The reigning all-defense second-teamer may be the team’s clubhouse leader in unsolicited postgame praise from head coach Scott Brooks, who loves few things more than busy defense leading to transition offense.
If the Thunder’s defense wasn’t struggling in comparison to last season, Sefolosha would be an easy ‘A.’
The problem with a player like Sefolosha is that the benefits of his efforts are difficult to quantify; he’s less about what he gets and more about what he takes away from the opposing offense. He shuts passing windows, shears driving lanes paper-thin, and takes away second chances.
Put the stat sheet down and give Sefolosha an eye test. You’ll see all you need.

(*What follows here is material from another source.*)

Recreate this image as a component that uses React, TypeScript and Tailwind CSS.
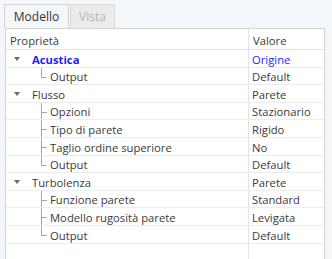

#12 Nenad Krstic, Center – C+
A quick preface: I love Krstic. I think he’s Oklahoma City’s own Serbian Rodney Dangerfield.
He has an excellent mid-range game, and is a better than advertised cog in the Thunder offense, but he’s always been more about finesse than fight.

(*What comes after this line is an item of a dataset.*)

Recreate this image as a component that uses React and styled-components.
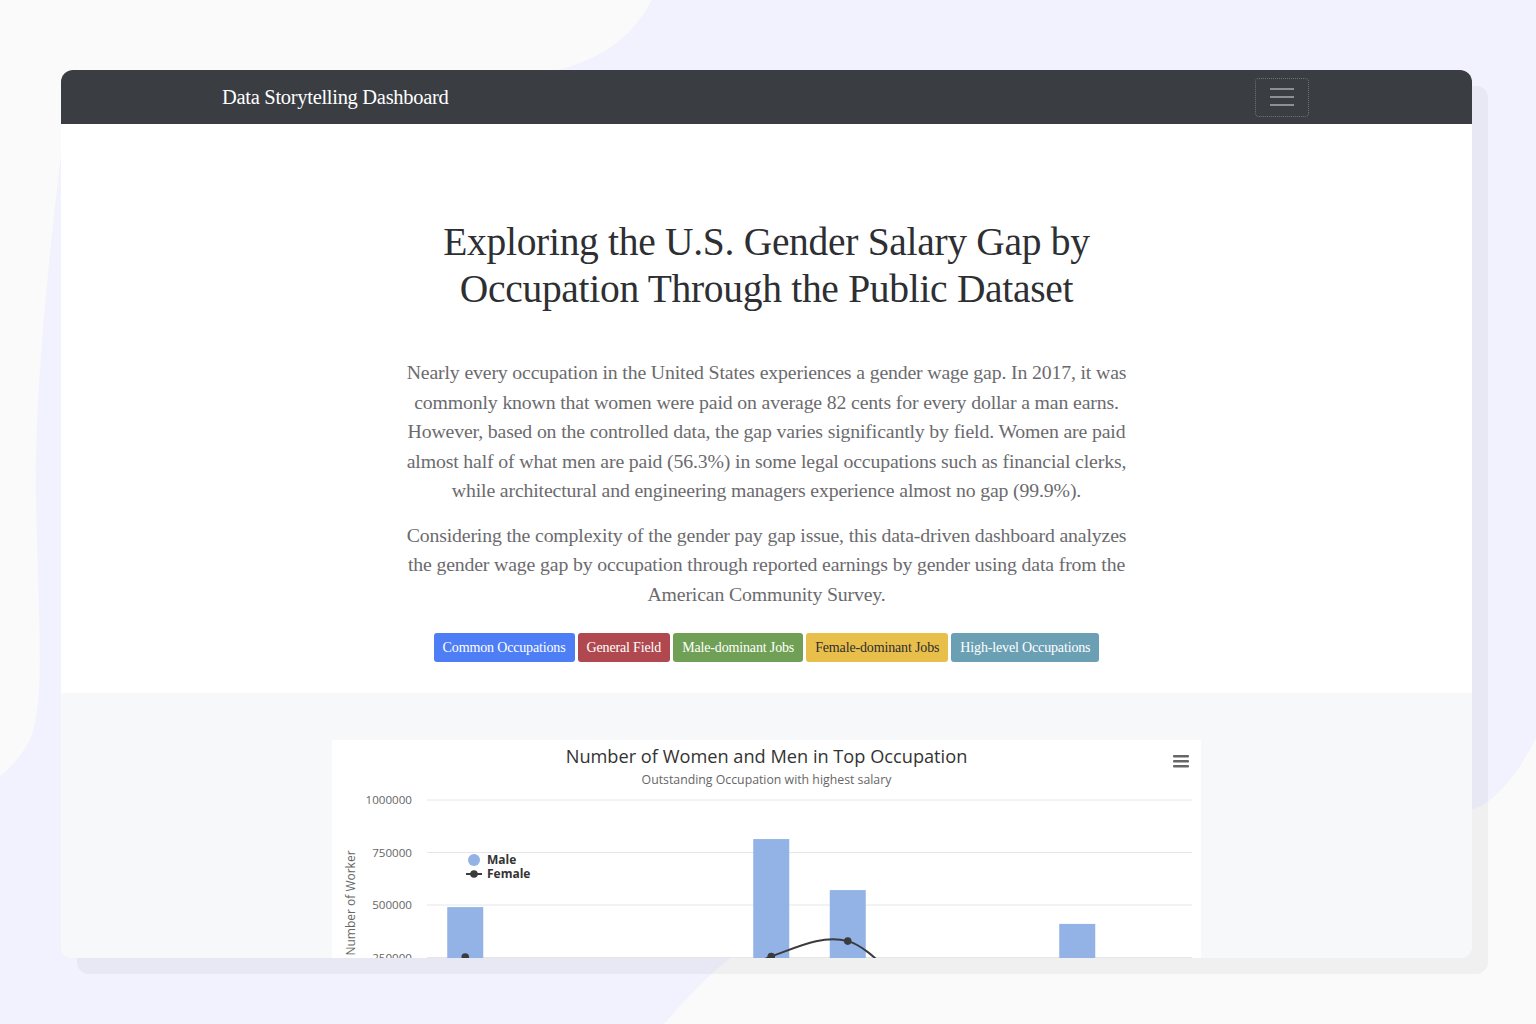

That said, this season has been a bit disappointing. Krstic’s chair-throwing incident at the FIBA Worlds was not exactly advisable, but it showed a mean side that many, myself included, had hoped would permeate his game for the Thunder.
Worse yet this season, Krstic’s bread and butter, the aforementioned shooting stroke, has seen a hit. After shooting a respectable 50 percent last season, Krstic is hitting just 42 percent of his shots in 2010. It all adds up to an across the board drop in production. His scoring, rebounds, assists and blocks have fallen from a year ago despite Krstic playing two more minutes.
Again, it’s early yet, and Krstic has plenty of time to put his stamp on this season, but he’s got to get to work.
The Last Word
If equally weighed, the Thunder’s starters are coming out of the season’s unofficial first quarter with a GPA of 3.2. Not bad, but not enough to keep that scholarship. A slightly more forgiving schedule in the coming slate of games, plus the return of Kevin Durant should help the Thunder begin to separate itself from the middle of the Western Conference pack.